Chanting "Stop the takeover!" dozens of protesters who had been bused to the state Capitol forced a brief shutdown of the proceeding after a community activist who refused to stop testifying was escorted from the room by a state trooper.
"I'm not finished," said Steve Young, who leads the Atlantic City chapter of the Rev. Al Sharpton's National Action Network. "I will not stop."
That prompted Sen. Teresa Ruiz to gavel the hearing to a halt as Young left the room, with a trooper's arm around his shoulder. He was charged with defiant trespass and disorderly conduct, and he was released with a summons to appear in court later.
"The state's taking everything away from us. Now they want to take away our right to speak? I'm going to fight for that," Young said afterward. "You should not be taken out in handcuffs for exercising your right."
The hearing resumed a short time later, with the committee advancing the bill to a vote next week in the full Senate. Assembly Speaker Vincent Prieto has not yet scheduled votes in his chamber, holding out for a bill that does not allow the state to break police, firefighter and other public employee contracts.
The state takeover would strip Atlantic City of most of its power and would give the state the right to break contracts, dissolve agencies and sell off city assets and land. The senate committee on Thursday also advanced a bill that would let the casinos make payments in lieu of taxes in return for not filing tax appeals with the city.

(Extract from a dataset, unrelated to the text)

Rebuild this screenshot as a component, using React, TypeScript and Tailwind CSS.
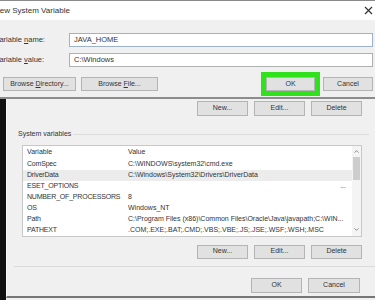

The state would hold hostage tens of millions of dollars in state aid until Atlantic City adopts a fiscal austerity plan that the state considers acceptable.
Moody's says Atlantic City will run out of money in the next few weeks if the two measures aren't approved.
Before the protesters began chanting, Young objected to the takeover plan, which would give the state vast authority over Atlantic City's finances and take away most of its decision-making power.
"For you to take away our rights, if President Barack Obama did this to the state of New Jersey, there would be a civil war," Young said. "That's how we feel. We're at war against what what's going on here."
Mayor Don Guardian called the takeover bill a "one-sided surrender of our responsibilities as local leaders to the governor and his administration. It deprives the residents of Atlantic City of even the most modest elements of self-government."
The mayor also warned that the seaside gambling resort moves closer to bankruptcy each day that state officials refuse to help it.
Republican Gov. Chris Christie and Steve Sweeney, the Democratic president of the Senate, support the takeover, saying Atlantic City needs to do more to tame its finances. Guardian, a Republican, says his administration cut $25 million from last year's budget and will cut the same amount this year while acknowledging more needs to be done.
The city's finances have spiraled downward over the last decade as its casino industry cratered; four of its 12 casinos shut down in 2014, and Atlantic City's casino revenue has plunged from $5.2 billion in 2006 to $2.56 billion last year.